### GOAL
Count how many lines below include the string "screenshot", and give that number without anything else.

### ENTRIES SHOWN

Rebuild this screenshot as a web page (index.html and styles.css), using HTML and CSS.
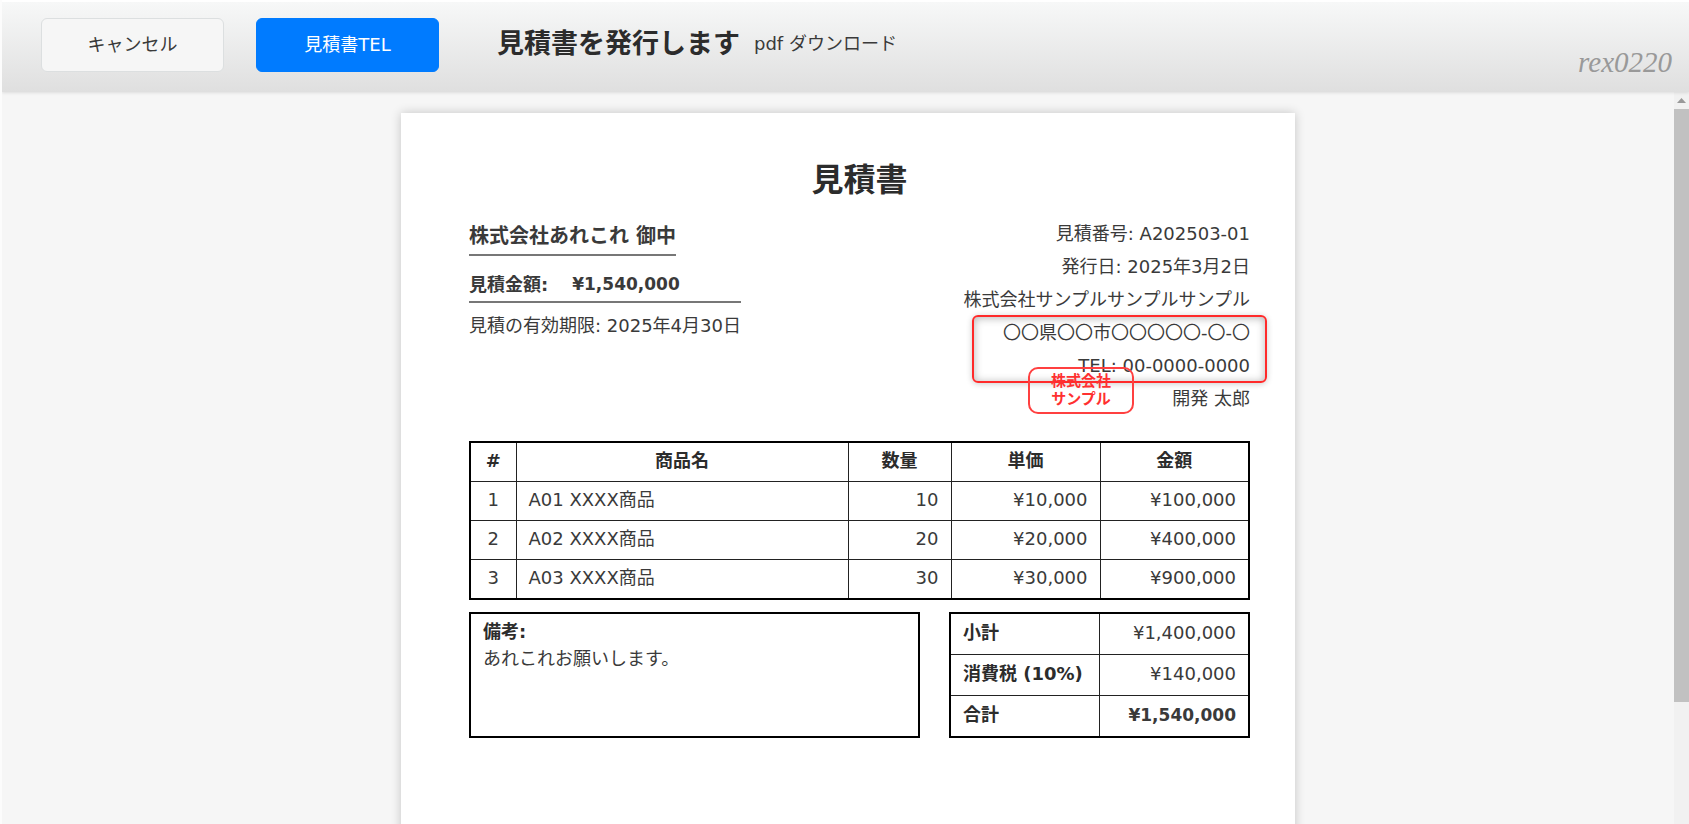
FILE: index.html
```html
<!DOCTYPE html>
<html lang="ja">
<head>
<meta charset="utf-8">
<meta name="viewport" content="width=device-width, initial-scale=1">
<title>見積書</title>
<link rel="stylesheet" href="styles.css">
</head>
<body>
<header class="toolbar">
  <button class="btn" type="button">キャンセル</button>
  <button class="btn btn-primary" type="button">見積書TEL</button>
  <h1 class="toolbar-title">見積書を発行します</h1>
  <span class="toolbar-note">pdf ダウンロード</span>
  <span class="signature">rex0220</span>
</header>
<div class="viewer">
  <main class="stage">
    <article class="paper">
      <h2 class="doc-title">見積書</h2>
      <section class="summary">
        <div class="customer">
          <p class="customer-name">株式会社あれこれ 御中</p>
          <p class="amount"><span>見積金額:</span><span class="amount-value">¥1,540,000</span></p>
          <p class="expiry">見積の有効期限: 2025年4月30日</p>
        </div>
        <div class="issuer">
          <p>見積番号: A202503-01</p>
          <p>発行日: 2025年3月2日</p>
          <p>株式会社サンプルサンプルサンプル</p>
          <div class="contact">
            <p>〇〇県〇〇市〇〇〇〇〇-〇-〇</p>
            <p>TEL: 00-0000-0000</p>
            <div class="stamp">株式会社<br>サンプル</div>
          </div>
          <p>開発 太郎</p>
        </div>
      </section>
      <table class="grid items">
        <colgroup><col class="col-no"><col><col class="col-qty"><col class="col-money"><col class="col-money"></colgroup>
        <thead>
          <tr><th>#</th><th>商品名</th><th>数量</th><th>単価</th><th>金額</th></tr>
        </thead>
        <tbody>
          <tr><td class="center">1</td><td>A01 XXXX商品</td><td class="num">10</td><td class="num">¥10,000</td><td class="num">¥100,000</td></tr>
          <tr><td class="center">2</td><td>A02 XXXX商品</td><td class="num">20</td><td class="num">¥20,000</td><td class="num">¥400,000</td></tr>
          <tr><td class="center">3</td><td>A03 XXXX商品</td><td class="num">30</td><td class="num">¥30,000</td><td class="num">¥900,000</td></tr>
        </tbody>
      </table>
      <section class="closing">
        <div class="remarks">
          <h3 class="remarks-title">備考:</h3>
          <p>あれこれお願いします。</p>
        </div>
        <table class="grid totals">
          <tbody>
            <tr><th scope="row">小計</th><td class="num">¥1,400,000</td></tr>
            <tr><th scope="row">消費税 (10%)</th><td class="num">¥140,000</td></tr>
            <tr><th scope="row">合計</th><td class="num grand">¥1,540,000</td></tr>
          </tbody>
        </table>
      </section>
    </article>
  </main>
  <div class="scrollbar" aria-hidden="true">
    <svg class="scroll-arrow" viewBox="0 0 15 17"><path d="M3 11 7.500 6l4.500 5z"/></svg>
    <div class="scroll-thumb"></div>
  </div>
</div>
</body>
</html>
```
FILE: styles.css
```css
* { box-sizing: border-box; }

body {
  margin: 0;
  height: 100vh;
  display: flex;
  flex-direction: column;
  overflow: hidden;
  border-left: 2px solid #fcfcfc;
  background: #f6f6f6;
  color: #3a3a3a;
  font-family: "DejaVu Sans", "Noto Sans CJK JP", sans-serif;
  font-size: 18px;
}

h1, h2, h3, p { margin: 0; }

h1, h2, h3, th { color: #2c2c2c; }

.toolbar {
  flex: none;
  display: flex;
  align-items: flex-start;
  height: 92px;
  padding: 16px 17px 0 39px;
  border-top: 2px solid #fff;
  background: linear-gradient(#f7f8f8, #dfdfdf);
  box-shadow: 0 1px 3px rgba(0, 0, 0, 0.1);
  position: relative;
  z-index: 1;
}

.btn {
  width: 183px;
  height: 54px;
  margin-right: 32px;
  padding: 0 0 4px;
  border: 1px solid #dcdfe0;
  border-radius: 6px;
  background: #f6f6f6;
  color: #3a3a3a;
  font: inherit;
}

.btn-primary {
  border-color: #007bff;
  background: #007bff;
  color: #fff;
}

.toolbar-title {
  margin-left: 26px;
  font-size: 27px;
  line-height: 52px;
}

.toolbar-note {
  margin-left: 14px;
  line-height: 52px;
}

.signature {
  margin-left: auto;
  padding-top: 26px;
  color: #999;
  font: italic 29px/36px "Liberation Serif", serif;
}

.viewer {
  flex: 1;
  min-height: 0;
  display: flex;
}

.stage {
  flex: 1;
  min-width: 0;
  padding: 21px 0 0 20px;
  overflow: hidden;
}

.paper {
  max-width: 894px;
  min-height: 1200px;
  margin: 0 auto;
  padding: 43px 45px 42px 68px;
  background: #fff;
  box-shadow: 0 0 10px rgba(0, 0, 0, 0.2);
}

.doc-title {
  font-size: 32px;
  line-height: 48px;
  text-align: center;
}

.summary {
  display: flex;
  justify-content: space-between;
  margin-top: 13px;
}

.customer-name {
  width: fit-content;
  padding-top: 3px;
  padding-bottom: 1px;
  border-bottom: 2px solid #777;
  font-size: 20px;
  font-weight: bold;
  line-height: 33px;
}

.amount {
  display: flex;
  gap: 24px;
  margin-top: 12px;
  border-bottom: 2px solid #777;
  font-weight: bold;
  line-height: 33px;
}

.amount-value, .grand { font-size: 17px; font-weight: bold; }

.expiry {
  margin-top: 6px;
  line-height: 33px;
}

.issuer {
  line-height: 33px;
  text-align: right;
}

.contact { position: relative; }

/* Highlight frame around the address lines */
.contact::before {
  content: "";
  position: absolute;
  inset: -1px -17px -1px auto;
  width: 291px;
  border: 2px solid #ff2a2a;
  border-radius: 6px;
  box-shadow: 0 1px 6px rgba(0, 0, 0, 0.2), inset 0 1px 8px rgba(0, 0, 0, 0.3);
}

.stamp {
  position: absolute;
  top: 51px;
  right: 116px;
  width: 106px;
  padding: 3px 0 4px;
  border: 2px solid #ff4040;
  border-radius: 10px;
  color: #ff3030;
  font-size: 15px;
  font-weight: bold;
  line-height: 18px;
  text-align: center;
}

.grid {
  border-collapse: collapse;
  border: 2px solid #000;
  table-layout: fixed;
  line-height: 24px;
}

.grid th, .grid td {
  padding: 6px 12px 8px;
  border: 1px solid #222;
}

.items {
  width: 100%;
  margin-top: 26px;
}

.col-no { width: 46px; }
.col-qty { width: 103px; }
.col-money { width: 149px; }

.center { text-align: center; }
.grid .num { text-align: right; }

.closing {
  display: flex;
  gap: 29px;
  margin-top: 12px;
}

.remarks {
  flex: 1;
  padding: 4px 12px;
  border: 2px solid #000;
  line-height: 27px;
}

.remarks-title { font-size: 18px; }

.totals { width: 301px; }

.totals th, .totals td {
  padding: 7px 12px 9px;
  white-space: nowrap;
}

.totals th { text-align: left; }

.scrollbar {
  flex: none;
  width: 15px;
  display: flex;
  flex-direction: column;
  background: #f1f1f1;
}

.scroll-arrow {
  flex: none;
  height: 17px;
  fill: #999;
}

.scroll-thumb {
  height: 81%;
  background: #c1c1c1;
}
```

######
### ENTRIES SHOWN

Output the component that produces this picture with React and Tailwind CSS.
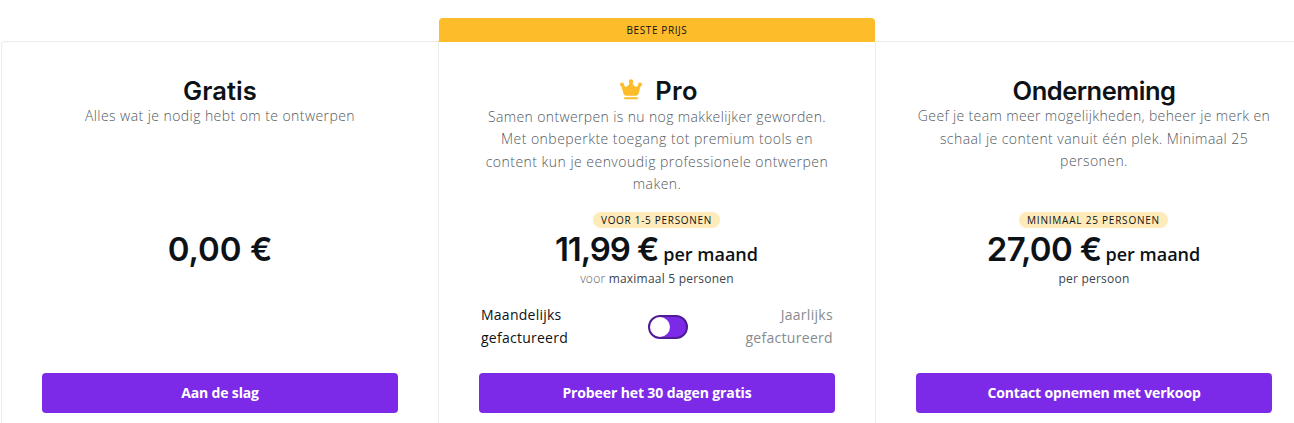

######
### ENTRIES SHOWN

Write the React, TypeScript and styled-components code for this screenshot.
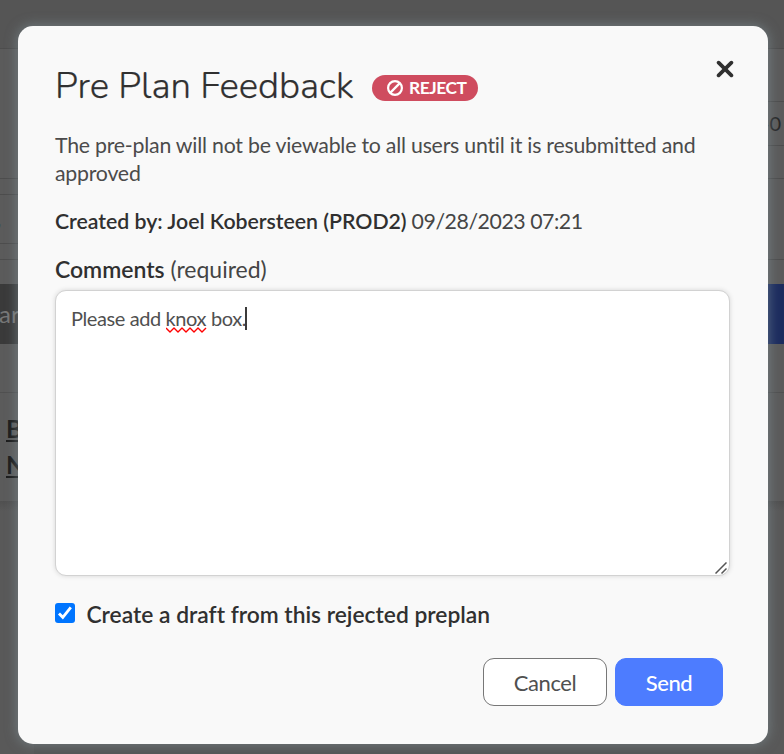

######

### RESULT OF THE TASK
2